Give a count of the lines below that have the string "React" in them, with no other words.

--- Entries with page source code ---

* begin *

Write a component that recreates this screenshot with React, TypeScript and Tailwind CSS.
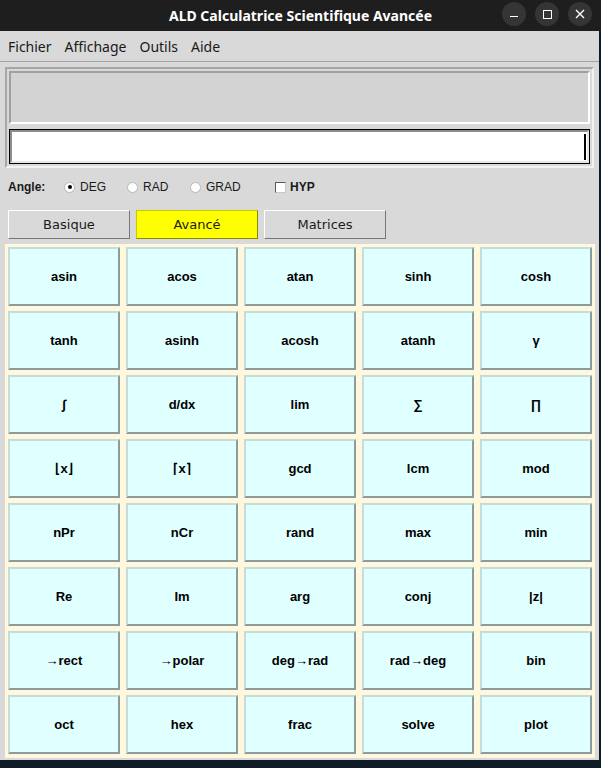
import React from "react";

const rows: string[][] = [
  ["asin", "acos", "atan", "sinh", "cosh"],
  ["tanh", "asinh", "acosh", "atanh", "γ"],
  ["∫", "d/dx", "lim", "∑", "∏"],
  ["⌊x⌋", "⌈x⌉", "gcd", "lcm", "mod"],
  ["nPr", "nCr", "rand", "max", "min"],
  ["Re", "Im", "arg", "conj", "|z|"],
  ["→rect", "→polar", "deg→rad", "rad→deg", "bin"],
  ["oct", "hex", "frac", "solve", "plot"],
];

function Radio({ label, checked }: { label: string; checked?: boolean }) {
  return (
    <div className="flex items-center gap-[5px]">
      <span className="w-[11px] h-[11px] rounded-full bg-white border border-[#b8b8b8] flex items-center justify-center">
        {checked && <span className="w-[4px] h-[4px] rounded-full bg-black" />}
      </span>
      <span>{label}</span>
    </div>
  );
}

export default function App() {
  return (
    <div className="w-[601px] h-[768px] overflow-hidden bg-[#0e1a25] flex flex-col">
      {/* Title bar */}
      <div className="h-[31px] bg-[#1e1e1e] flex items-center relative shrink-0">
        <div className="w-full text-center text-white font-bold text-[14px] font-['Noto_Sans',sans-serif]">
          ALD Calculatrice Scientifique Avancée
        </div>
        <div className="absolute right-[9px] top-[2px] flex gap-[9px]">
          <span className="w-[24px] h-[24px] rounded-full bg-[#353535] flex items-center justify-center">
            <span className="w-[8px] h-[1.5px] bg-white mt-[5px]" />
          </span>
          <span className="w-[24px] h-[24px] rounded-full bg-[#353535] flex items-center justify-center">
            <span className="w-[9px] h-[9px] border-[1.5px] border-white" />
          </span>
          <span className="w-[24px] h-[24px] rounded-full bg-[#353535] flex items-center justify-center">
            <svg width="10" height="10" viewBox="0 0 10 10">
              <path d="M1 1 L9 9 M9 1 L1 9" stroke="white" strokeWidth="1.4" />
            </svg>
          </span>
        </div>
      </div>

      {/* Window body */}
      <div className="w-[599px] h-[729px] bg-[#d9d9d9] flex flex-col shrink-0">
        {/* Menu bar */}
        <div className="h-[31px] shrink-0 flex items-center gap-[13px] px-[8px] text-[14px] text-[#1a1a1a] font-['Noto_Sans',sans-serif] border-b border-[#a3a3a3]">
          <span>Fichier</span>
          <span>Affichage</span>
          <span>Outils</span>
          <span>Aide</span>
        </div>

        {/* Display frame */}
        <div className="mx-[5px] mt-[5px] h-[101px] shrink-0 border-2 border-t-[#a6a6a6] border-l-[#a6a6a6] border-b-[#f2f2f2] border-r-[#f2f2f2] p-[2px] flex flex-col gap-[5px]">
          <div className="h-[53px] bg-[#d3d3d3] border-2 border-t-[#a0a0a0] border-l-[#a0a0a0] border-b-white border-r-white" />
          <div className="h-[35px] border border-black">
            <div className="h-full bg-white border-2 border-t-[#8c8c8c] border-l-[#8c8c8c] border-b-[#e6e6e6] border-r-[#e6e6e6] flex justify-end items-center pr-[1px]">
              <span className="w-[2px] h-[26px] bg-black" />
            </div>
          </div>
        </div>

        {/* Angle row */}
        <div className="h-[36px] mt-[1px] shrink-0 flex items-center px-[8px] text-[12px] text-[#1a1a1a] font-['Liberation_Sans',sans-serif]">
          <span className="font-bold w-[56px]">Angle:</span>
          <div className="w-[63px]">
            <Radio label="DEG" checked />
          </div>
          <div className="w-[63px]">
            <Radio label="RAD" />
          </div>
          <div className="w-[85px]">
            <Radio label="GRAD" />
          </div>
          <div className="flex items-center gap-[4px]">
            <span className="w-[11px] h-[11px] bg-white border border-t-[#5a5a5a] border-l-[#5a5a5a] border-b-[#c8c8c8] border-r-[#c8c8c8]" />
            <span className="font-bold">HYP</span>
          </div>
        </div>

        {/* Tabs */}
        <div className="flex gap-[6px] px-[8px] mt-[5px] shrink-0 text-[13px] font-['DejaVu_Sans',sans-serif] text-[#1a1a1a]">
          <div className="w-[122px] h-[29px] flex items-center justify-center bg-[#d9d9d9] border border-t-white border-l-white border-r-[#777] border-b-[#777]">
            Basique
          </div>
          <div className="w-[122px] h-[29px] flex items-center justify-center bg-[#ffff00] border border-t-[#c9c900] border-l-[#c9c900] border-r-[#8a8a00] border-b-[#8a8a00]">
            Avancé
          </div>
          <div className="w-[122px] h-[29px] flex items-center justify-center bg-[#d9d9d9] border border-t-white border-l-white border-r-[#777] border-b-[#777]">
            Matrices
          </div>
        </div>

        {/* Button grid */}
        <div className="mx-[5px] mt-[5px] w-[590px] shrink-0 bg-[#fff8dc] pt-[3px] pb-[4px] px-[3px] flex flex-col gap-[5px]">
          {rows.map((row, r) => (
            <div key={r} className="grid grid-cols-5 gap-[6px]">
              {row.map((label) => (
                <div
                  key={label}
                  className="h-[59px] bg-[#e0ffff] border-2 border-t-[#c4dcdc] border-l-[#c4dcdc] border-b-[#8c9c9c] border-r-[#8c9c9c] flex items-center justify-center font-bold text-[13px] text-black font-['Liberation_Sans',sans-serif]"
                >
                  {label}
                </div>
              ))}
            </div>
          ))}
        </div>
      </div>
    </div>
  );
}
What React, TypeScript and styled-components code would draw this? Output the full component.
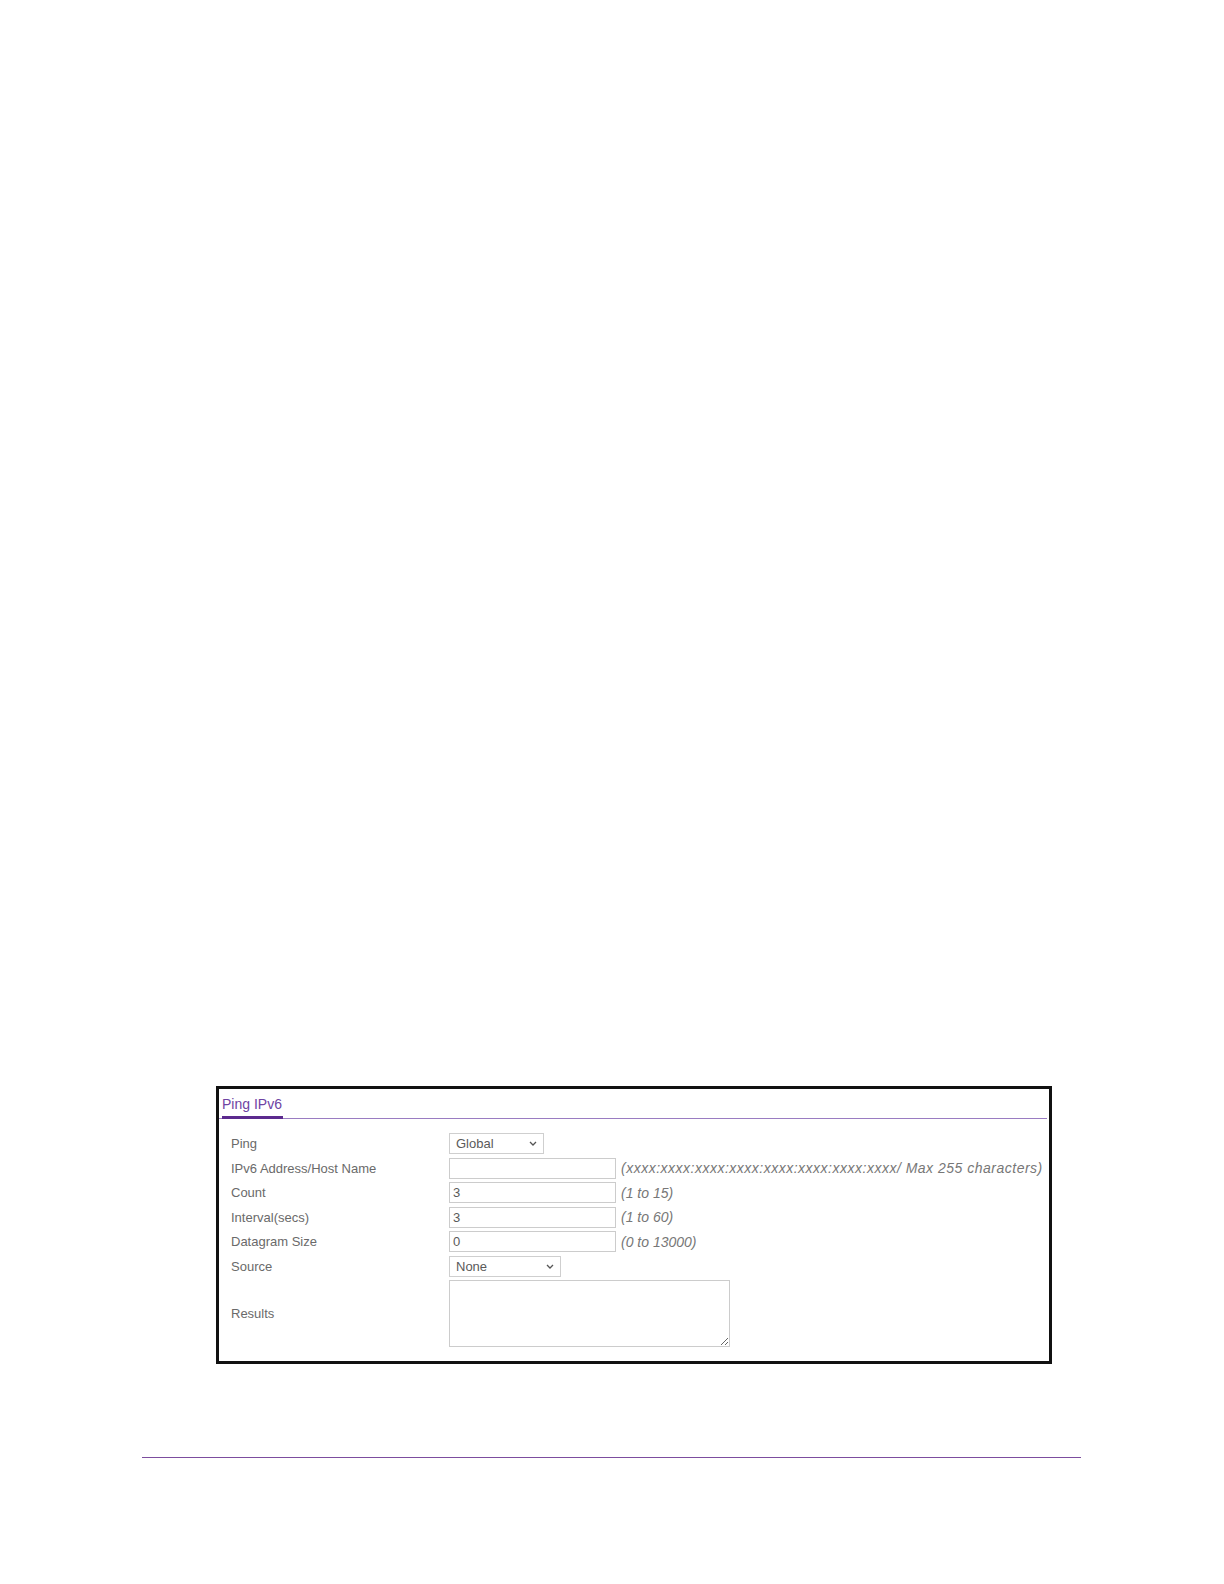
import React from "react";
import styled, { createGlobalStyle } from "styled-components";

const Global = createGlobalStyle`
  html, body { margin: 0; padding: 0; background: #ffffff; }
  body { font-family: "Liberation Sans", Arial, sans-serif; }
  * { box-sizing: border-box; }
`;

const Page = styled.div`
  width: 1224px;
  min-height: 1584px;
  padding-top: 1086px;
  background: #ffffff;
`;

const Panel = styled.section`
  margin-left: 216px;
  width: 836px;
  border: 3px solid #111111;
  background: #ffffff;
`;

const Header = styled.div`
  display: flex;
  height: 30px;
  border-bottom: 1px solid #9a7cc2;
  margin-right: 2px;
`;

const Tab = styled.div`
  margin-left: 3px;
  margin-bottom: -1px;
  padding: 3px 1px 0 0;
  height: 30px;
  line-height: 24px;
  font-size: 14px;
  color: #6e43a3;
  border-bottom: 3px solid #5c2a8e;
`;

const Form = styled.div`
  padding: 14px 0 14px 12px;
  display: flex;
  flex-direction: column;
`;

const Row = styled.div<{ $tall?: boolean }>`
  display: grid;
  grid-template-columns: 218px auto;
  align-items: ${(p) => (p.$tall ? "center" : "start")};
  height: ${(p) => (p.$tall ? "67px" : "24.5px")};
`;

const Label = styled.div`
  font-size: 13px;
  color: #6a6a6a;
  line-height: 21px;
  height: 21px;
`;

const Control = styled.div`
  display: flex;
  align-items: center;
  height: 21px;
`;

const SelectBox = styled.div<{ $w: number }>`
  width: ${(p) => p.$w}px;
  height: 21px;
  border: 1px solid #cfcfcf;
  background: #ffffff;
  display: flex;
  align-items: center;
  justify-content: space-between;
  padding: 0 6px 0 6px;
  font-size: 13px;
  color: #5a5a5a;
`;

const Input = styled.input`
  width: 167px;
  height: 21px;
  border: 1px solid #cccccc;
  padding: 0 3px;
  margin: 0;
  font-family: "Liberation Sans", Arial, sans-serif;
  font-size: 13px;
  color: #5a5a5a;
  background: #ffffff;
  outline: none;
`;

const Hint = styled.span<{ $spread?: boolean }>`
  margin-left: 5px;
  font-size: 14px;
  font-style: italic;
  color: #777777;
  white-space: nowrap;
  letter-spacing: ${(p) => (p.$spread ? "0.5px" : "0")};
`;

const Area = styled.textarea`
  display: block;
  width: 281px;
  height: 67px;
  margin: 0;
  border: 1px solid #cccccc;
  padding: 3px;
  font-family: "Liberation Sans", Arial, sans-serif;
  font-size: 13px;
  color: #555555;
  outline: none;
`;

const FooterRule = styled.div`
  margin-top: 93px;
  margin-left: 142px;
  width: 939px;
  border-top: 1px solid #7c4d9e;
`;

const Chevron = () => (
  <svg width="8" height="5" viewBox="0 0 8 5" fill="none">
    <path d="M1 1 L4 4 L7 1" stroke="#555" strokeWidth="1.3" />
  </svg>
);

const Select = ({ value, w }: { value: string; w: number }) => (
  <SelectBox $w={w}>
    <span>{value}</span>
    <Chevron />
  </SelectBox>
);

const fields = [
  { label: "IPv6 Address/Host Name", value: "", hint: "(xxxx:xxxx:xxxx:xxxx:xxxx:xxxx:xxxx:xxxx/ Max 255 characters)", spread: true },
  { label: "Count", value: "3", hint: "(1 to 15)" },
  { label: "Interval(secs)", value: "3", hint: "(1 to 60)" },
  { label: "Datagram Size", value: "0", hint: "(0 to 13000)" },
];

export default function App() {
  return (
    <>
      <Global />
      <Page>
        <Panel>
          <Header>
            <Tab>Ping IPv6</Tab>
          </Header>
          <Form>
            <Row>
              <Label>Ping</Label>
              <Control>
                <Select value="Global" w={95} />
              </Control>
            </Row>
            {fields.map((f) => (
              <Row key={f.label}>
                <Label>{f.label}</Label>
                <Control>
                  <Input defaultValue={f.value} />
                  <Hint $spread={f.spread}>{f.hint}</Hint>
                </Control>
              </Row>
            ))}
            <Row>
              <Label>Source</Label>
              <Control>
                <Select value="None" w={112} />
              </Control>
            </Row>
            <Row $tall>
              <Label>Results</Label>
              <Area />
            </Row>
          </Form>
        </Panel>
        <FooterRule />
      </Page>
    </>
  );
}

* end *

--- REPLY TO THE TASK ---
4